REQUIREMENT ->
Copy out every line of the records where the string "this" occurs.

DATA SECTION ->
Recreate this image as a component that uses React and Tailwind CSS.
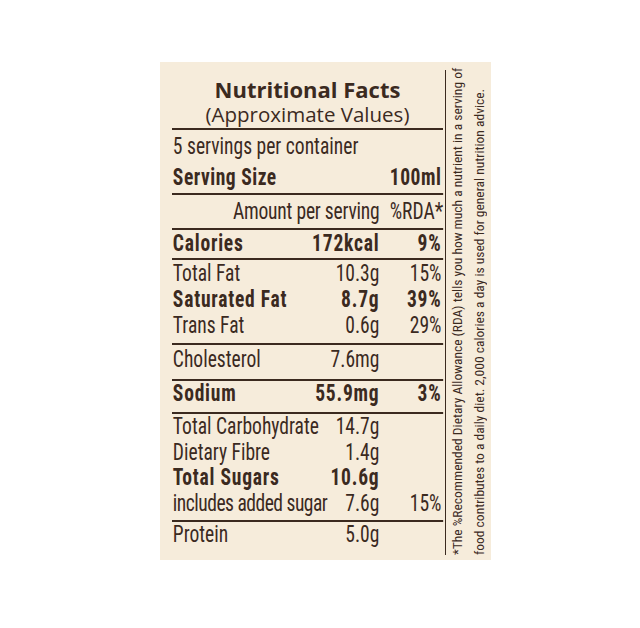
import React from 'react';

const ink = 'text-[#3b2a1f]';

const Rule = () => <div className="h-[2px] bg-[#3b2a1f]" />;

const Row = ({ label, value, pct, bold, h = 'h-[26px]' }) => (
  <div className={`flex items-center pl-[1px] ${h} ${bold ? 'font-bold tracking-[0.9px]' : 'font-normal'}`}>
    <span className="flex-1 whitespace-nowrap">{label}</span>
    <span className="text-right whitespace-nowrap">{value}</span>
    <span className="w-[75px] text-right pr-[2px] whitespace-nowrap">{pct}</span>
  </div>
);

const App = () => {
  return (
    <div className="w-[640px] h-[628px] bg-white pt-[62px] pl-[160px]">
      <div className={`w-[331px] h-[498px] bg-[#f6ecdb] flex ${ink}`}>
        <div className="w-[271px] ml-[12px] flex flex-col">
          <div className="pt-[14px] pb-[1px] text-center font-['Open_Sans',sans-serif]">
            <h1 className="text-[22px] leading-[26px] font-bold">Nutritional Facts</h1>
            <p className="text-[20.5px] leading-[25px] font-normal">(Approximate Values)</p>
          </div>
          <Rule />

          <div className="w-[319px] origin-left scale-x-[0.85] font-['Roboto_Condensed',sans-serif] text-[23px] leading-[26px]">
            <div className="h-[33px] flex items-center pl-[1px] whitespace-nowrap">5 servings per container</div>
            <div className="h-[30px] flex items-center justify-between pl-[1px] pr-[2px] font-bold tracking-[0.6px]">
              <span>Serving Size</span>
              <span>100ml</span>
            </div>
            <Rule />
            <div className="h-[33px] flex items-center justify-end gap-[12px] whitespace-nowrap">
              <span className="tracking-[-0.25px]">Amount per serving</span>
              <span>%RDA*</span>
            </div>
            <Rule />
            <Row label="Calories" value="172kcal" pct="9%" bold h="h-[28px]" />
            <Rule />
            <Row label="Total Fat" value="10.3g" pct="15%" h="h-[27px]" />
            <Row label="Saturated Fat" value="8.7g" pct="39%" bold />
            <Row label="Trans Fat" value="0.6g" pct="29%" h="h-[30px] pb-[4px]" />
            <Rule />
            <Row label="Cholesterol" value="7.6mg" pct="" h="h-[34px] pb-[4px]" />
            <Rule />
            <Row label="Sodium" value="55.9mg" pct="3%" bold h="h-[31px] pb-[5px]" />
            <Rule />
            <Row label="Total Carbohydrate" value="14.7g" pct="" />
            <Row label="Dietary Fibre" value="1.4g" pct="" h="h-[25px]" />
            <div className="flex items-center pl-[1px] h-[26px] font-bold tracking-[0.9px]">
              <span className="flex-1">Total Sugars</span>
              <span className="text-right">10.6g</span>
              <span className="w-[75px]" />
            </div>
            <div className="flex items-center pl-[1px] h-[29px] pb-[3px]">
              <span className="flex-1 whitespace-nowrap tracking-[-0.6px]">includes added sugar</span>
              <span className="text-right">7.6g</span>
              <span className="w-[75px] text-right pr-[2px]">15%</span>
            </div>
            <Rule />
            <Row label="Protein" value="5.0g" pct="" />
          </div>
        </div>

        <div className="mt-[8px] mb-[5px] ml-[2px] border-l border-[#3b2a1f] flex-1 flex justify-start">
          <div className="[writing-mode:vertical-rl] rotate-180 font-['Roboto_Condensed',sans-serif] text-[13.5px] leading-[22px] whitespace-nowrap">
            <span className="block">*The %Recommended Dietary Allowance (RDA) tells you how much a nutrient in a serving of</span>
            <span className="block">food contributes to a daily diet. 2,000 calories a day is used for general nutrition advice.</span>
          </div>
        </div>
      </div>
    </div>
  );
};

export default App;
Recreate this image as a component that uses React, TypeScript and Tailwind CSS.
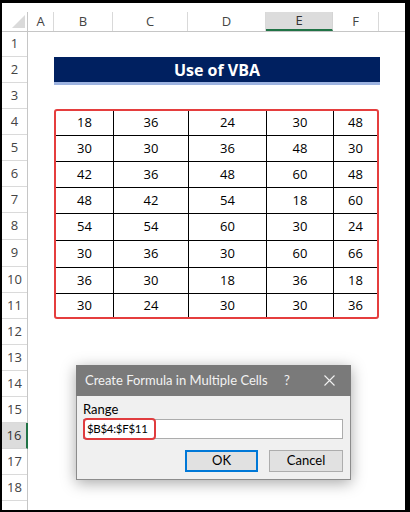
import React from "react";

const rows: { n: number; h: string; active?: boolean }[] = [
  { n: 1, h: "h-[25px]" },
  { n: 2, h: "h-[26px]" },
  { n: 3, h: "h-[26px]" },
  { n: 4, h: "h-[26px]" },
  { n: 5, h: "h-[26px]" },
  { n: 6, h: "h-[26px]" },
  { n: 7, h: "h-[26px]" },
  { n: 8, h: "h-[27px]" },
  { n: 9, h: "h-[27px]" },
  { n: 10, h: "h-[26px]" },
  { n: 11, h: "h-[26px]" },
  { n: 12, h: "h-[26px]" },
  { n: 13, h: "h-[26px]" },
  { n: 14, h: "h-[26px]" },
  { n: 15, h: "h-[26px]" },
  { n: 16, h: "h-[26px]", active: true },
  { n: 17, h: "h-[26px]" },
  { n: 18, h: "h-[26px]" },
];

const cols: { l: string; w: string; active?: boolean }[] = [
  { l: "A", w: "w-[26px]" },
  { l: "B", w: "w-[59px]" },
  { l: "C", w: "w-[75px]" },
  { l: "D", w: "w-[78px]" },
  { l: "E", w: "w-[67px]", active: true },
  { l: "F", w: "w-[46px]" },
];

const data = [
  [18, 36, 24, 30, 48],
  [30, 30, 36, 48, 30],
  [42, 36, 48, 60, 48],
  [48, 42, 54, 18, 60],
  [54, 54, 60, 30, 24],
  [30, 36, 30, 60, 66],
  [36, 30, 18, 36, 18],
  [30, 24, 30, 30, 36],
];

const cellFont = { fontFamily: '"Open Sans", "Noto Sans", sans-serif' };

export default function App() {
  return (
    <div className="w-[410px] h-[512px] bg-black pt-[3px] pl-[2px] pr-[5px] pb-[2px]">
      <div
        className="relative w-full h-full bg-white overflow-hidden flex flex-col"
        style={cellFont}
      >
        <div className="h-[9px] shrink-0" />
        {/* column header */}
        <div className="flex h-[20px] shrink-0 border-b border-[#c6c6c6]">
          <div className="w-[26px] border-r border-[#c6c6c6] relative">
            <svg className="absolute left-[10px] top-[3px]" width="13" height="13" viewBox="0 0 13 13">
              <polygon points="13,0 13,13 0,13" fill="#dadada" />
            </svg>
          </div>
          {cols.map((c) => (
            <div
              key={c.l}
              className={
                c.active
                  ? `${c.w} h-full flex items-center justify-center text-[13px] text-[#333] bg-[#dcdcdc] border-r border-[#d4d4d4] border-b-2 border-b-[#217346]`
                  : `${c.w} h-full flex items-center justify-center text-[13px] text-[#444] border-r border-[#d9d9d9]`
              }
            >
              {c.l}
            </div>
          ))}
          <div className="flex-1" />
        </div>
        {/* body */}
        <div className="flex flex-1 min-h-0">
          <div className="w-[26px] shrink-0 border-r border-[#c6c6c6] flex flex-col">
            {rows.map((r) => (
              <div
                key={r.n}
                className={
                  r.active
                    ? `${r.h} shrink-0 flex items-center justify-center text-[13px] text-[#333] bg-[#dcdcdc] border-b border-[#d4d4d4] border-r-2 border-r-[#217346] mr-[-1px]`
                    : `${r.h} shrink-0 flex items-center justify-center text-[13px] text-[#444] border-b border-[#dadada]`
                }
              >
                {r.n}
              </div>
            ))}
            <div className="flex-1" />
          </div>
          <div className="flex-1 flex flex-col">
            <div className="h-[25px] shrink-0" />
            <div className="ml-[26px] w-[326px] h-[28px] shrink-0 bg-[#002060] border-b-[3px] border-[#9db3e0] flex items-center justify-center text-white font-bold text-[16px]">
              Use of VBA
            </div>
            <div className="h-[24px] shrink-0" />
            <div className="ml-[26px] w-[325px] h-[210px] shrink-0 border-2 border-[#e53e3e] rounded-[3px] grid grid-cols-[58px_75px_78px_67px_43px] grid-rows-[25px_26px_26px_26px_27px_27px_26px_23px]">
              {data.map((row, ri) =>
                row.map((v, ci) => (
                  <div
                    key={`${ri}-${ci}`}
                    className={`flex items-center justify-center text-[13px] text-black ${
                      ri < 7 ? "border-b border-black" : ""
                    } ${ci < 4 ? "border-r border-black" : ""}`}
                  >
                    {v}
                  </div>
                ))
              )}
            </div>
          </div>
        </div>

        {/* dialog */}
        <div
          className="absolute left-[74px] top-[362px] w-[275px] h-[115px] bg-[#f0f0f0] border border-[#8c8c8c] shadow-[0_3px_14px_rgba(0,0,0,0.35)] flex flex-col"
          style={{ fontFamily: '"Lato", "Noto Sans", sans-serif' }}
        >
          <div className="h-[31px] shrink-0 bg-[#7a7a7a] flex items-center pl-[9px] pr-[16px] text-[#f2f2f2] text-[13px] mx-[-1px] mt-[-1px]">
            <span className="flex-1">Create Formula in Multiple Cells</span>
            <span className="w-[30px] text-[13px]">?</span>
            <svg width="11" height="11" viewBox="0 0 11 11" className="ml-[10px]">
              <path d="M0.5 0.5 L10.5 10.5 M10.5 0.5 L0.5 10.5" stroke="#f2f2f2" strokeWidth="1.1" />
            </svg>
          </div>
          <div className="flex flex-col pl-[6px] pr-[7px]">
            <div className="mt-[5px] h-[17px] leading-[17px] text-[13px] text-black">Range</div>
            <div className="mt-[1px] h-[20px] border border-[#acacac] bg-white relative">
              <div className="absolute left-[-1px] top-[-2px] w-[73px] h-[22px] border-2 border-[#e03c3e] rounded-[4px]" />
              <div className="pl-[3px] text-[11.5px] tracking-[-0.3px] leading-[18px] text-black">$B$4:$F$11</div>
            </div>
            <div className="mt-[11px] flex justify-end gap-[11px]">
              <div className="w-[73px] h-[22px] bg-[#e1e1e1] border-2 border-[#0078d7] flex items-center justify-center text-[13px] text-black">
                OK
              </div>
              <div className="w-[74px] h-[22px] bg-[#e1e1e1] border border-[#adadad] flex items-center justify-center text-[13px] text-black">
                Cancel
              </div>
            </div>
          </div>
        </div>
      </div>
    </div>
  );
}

TASK SOLUTION ->
Recreate this image as a component that uses React and Tailwind CSS.
Recreate this image as a component that uses React, TypeScript and Tailwind CSS.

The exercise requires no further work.